Besides, they said a King. Not an Emperor.
It counts. Holy Roman Emperors also took on the title of "King of the Romans" and "King of the Germans" multiple times throughout history, though granted the latter one stopped getting used after the 11th century IIRC.

Anyways, here are the curses:
They all had pencil sketches of a male face, each one different. He was no artist like his son, but they were passable likenesses. He held up the first. “Casimir of Poland, noble warrior of God,” he sneered. “May a woman slay you.”

He held up the second. “Theodor of Bavaria, you who would gain the whole world. May you forfeit your mind instead.”

He held up the third. “Ibrahim of Persia, also so-called noble warrior of god. May a wo…no, should be different…hmm…eh…may a pair of women slay you.”

And he tossed the images into the flames.
Casimir is down for the count.

Theodor was seen in complete and utter denial of reality the last we saw, so hopefully he reaches Munich as a babbling madman.

Verdict is still out on Ibrahim.
Whats Hungary's term for changing sides? Austria?
They were already protecting Austria from that small Roman army so that should be quite doable for them.

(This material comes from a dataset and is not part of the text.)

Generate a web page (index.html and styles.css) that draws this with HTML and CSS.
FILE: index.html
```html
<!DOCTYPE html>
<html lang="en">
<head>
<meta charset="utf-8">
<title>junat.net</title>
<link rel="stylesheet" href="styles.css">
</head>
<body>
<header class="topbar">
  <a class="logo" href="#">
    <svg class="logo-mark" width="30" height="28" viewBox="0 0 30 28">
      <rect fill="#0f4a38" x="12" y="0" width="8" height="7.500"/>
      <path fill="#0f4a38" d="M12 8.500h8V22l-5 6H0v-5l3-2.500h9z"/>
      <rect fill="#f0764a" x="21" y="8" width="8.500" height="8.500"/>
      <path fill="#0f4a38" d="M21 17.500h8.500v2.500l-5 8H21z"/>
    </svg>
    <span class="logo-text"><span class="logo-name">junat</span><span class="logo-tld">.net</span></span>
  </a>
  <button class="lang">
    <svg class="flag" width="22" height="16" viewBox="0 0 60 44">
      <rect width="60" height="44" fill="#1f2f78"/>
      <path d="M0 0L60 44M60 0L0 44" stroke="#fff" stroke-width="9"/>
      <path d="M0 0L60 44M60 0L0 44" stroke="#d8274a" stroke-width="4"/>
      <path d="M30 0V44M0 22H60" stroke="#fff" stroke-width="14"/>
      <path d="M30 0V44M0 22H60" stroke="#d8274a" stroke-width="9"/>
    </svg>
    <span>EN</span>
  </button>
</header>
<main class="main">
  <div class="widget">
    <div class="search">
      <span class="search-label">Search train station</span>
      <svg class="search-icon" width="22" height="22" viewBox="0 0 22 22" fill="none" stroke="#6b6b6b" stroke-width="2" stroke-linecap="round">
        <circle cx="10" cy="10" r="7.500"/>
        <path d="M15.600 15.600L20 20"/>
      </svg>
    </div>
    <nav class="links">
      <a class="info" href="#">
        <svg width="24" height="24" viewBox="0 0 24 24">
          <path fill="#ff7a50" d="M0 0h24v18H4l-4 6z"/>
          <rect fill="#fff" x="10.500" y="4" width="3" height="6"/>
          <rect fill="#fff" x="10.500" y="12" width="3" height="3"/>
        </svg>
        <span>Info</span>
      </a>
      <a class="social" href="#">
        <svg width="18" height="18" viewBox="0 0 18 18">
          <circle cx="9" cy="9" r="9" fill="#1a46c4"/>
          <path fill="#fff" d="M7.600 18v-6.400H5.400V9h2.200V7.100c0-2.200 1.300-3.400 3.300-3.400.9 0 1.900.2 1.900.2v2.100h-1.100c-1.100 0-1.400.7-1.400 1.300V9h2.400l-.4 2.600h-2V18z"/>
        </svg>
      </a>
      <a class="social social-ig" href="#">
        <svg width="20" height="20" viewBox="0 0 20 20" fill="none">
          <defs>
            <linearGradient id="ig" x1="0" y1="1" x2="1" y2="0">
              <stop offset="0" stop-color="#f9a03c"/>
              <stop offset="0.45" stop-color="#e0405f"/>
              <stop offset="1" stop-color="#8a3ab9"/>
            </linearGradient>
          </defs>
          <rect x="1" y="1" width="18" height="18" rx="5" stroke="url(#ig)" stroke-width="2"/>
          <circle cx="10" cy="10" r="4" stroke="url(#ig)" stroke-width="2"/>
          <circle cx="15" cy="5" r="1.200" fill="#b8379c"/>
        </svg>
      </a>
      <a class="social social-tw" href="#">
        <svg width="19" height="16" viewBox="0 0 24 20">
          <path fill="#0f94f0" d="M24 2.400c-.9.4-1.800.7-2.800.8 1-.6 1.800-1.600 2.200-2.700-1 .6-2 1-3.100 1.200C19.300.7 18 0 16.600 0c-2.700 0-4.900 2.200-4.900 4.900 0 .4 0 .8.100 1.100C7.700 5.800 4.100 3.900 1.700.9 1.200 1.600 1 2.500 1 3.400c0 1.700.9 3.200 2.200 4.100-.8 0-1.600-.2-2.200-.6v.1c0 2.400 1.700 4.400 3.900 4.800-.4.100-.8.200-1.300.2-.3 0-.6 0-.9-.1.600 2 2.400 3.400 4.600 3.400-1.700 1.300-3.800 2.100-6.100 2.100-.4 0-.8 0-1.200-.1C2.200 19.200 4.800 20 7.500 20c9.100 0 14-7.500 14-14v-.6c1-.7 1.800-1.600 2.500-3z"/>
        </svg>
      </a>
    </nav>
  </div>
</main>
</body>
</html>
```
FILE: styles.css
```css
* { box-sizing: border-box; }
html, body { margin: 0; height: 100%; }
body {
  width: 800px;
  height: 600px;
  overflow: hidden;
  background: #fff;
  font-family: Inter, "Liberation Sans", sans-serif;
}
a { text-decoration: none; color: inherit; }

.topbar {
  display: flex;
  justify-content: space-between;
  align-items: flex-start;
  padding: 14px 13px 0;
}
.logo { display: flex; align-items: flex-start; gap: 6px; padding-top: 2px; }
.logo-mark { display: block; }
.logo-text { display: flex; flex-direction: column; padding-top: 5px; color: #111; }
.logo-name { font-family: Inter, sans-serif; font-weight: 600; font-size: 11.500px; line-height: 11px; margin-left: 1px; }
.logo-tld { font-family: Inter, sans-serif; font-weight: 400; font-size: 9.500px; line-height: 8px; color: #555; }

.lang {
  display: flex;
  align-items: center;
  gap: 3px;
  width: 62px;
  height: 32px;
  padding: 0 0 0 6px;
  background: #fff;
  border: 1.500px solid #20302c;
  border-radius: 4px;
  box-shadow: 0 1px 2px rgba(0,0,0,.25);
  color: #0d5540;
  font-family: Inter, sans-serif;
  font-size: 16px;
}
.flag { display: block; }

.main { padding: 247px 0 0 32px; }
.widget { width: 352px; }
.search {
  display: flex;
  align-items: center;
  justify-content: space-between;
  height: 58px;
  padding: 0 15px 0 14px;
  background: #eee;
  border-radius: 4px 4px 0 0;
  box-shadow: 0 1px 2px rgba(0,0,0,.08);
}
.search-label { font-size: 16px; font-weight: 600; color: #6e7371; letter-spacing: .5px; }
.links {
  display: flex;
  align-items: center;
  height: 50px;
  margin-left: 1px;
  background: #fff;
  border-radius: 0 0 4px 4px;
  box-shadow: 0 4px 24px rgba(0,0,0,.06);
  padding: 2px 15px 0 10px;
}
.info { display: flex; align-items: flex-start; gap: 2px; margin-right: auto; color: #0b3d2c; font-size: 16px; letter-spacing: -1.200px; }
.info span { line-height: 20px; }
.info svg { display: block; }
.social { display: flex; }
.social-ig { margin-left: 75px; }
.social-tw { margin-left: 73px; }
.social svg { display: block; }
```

This will however force them to become quite close to Rhomania for the foreseeable future as I don't think Hungary's other neighbors are that pleased with them.
Theodor was seen in complete and utter denial of reality the last we saw, so hopefully he reaches Munich as a babbling madman.
Imagine him showing up a beraggled mess, with a broken jaw so his face is messed up as much as his speech. Demanding Butcher be brought before him for striking the Emperor, calling for newer reinforcements, planning a new offensive.
They were already protecting Austria from that small Roman army so that should be quite doable for them.

This will however force them to become quite close to Rhomania for the foreseeable future as I don't think Hungary's other neighbors are that pleased with them.
As much as I've wanted to see Vienna become a Roman city - if Hungary get to retake Austria, the idea of being the Romans northernmost client/ally is a pretty solid deal by any measure for Hungary. That's peace across their entire southern border, secure mountains in the north, and the ability to consume the Wittelsbachs easily.

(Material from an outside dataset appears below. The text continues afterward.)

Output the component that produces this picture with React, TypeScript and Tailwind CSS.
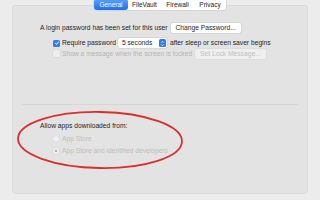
export default function App() {
  const font = { fontFamily: '"Liberation Sans", Arial, sans-serif' };
  return (
    <div className="relative w-[320px] h-[200px] overflow-hidden bg-[#ececec]" style={font}>
      {/* panel */}
      <div className="absolute left-[12px] top-[5px] w-[296px] h-[189px] rounded-[3px] border border-[#dadada] bg-[#e3e3e3]" />

      <div className="relative flex flex-col">
        {/* tabs */}
        <div className="flex justify-center h-[10px] -mt-[1px]">
          <div className="flex h-[11px] rounded-[3px] bg-white shadow-[0_0_0_0.5px_#c8c8c8] text-[6.5px] leading-[11px] text-[#222]">
            <div className="w-[34px] text-center rounded-[3px] bg-gradient-to-b from-[#5aa0f8] to-[#1b6ff2] text-white">General</div>
            <div className="w-[33px] text-center">FileVault</div>
            <div className="w-[33px] text-center">Firewall</div>
            <div className="w-[32px] text-center">Privacy</div>
          </div>
        </div>

        {/* password rows */}
        <div className="flex items-center mt-[14px] ml-[40px] gap-[3px] text-[6.7px] text-[#1e1e1e]">
          <span>A login password has been set for this user</span>
          <div className="h-[10px] px-[5px] leading-[10px] rounded-[2px] bg-white shadow-[0_0_0_0.5px_#c9c9c9]">Change Password...</div>
        </div>

        <div className="flex items-center mt-[5px] ml-[53px] text-[6.7px] text-[#1e1e1e]">
          <div className="w-[7px] h-[7px] rounded-[1.5px] bg-[#2f7cf2] flex items-center justify-center">
            <svg width="6" height="6" viewBox="0 0 6 6">
              <path d="M1.2 3.1 L2.5 4.4 L4.8 1.5" fill="none" stroke="white" strokeWidth="1" />
            </svg>
          </div>
          <span className="ml-[2px]">Require password</span>
          <div className="ml-[2px] flex items-center h-[10px] w-[49px] rounded-[2px] bg-white shadow-[0_0_0_0.5px_#c9c9c9]">
            <span className="flex-1 pl-[4px] leading-[10px]">5 seconds</span>
            <div className="w-[7px] h-[8px] mr-[0.5px] rounded-[1.5px] bg-[#2f7cf2] flex flex-col items-center justify-center gap-[1px]">
              <svg width="5" height="2" viewBox="0 0 5 2"><path d="M1 1.8 L2.5 0.3 L4 1.8" fill="none" stroke="white" strokeWidth="0.7" /></svg>
              <svg width="5" height="2" viewBox="0 0 5 2"><path d="M1 0.2 L2.5 1.7 L4 0.2" fill="none" stroke="white" strokeWidth="0.7" /></svg>
            </div>
          </div>
          <span className="ml-[3px]">after sleep or screen saver begins</span>
        </div>

        <div className="flex items-center mt-[0.5px] ml-[53px] text-[6.7px] text-[#b4b4b4]">
          <div className="w-[7px] h-[7px] rounded-[1.5px] bg-[#ededed] shadow-[0_0_0_0.5px_#d2d2d2]" />
          <span className="ml-[2px]">Show a message when the screen is locked</span>
          <div className="ml-[3px] h-[10px] px-[5px] leading-[10px] rounded-[2px] bg-[#efefef] shadow-[0_0_0_0.5px_#d6d6d6] text-[#c2c2c2]">Set Lock Message...</div>
        </div>

        {/* separator */}
        <div className="mt-[45px] mx-[22px] h-px bg-[#d6d6d6]" />

        {/* gatekeeper */}
        <div className="mt-[16px] ml-[40px] text-[6.7px] text-[#1e1e1e]">Allow apps downloaded from:</div>
        <div className="flex items-center mt-[3px] ml-[53px] text-[6.7px] text-[#bdbdbd]">
          <div className="w-[6px] h-[6px] rounded-full bg-[#efefef] shadow-[0_0_0_0.5px_#d6d6d6]" />
          <span className="ml-[3px]">App Store</span>
        </div>
        <div className="flex items-center mt-[2px] ml-[53px] text-[6.7px] text-[#bdbdbd]">
          <div className="w-[6px] h-[6px] rounded-full bg-[#efefef] shadow-[0_0_0_0.5px_#d6d6d6] flex items-center justify-center">
            <div className="w-[2px] h-[2px] rounded-full bg-[#9a9a9a]" />
          </div>
          <span className="ml-[3px]">App Store and identified developers</span>
        </div>
      </div>

      {/* red annotation */}
      <svg className="absolute left-0 top-0" width="320" height="200" viewBox="0 0 320 200">
        <ellipse cx="100" cy="140" rx="82" ry="28" fill="none" stroke="#d8302b" strokeWidth="1.8" transform="rotate(1 100 140)" />
      </svg>
    </div>
  );
}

If anything, I wouldn't be surprised if Post-War, the Hungarians tear the Wittlesbachs, the Bohemians and Hungarians are at odds in the SE, but the Bohemians are a bit neutered because of the Hungarian-Roman alliance. Certainly a strong situation, and if the Hungarians can take Bavaria as well as Austria, they've got a wealthy realm that can influence (but not conquer/rule) quite a lot of Germany.

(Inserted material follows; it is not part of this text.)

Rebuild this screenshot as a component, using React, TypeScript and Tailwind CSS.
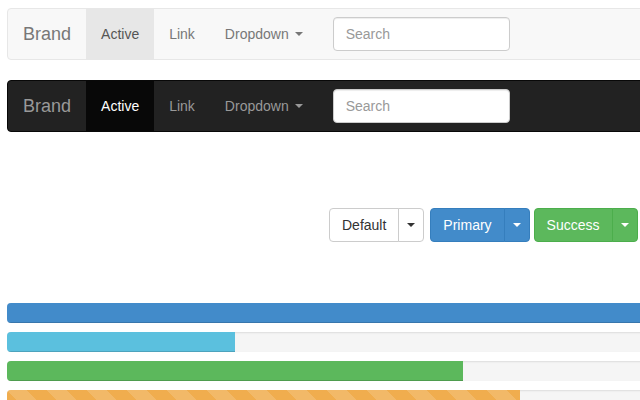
import React from "react";

const font = { fontFamily: '"Liberation Sans", Arial, Helvetica, sans-serif' };

function Caret({ color }: { color: string }) {
  return (
    <span
      className="inline-block h-0 w-0 align-middle border-l-4 border-r-4 border-t-4 border-l-transparent border-r-transparent"
      style={{ borderTopColor: color }}
    />
  );
}

function Navbar({ inverse }: { inverse?: boolean }) {
  const wrap = inverse
    ? "bg-[#222222] border-[#080808]"
    : "bg-[#f8f8f8] border-[#e7e7e7]";
  const brand = inverse ? "text-[#999999]" : "text-[#777777]";
  const link = inverse ? "text-[#999999]" : "text-[#777777]";
  const active = inverse
    ? "bg-[#080808] text-white"
    : "bg-[#e7e7e7] text-[#555555]";
  return (
    <div className={`flex h-[52px] w-[1140px] items-stretch rounded border ${wrap}`}>
      <div className={`flex items-center px-[15px] text-[18px] leading-5 ${brand}`}>Brand</div>
      <div className={`flex items-center px-[15px] text-[14px] leading-5 ${active}`}>Active</div>
      <div className={`flex items-center px-[15px] text-[14px] leading-5 ${link}`}>Link</div>
      <div className={`flex items-center gap-[6px] px-[15px] text-[14px] leading-5 ${link}`}>
        Dropdown <Caret color={inverse ? "#999999" : "#777777"} />
      </div>
      <div className="flex items-center px-[15px]">
        <input
          placeholder="Search"
          className="h-[34px] w-[177px] rounded border border-[#cccccc] bg-white px-3 text-[14px] text-[#555555] shadow-[inset_0_1px_1px_rgba(0,0,0,0.075)] outline-none placeholder:text-[#999999]"
          style={font}
        />
      </div>
    </div>
  );
}

type BtnKind = "default" | "primary" | "success";

function SplitButton({
  label,
  kind,
  className = "",
}: {
  label: string;
  kind: BtnKind;
  className?: string;
}) {
  const styles: Record<BtnKind, string> = {
    default: "bg-white border-[#cccccc] text-[#333333]",
    primary: "bg-[#428bca] border-[#357ebd] text-white",
    success: "bg-[#5cb85c] border-[#4cae4c] text-white",
  };
  const caret = kind === "default" ? "#333333" : "#ffffff";
  return (
    <div className={`flex ${className}`}>
      <div
        className={`flex h-[34px] items-center rounded-l border px-3 text-[14px] leading-5 ${styles[kind]}`}
      >
        {label}
      </div>
      <div
        className={`-ml-px flex h-[34px] items-center rounded-r border px-2 ${styles[kind]}`}
      >
        <Caret color={caret} />
      </div>
    </div>
  );
}

function Progress({
  pct,
  color,
  striped,
}: {
  pct: number;
  color: string;
  striped?: boolean;
}) {
  return (
    <div className="h-5 w-[1140px] overflow-hidden rounded bg-[#f5f5f5] shadow-[inset_0_1px_2px_rgba(0,0,0,0.1)]">
      <div
        className={`h-full shadow-[inset_0_-1px_0_rgba(0,0,0,0.15)] ${color} ${
          striped
            ? "bg-[linear-gradient(45deg,rgba(255,255,255,0.15)_25%,transparent_25%,transparent_50%,rgba(255,255,255,0.15)_50%,rgba(255,255,255,0.15)_75%,transparent_75%,transparent)] bg-[length:40px_40px]"
            : ""
        }`}
        style={{ width: `${pct}%` }}
      />
    </div>
  );
}

export default function App() {
  return (
    <div className="h-[400px] w-[640px] overflow-hidden bg-white" style={font}>
      <div className="w-[1140px] pl-[7px] pt-[8px]">
        <Navbar />
        <div className="mt-5">
          <Navbar inverse />
        </div>
        <div className="ml-[322px] mt-[76px] flex">
          <SplitButton label="Default" kind="default" />
          <SplitButton label="Primary" kind="primary" className="ml-[6px]" />
          <SplitButton label="Success" kind="success" className="ml-[4px]" />
        </div>
        <div className="mt-[61px] flex flex-col gap-[9px]">
          <Progress pct={60} color="bg-[#428bca]" />
          <Progress pct={20} color="bg-[#5bc0de]" />
          <Progress pct={40} color="bg-[#5cb85c]" />
          <Progress pct={45} color="bg-[#f0ad4e]" striped />
        </div>
      </div>
    </div>
  );
}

Could Hungary become a HRE candidate? I doubt they'd ever win, but they could be considered.

This is interesting, it's not a Fortress SE, but diplomatically it certainly is, with Hungary in the position to mimic Greater Moravia. Very cool.

Are those the terms then? Independence and land for Hungary, but they're within the Roman economic orbit?
They were already protecting Austria from that small Roman army so that should be quite doable for them.

This will however force them to become quite close to Rhomania for the foreseeable future as I don't think Hungary's other neighbors are that pleased with them.
They won't be pleased with them after this battle anyway, might as well milk it for all its worth.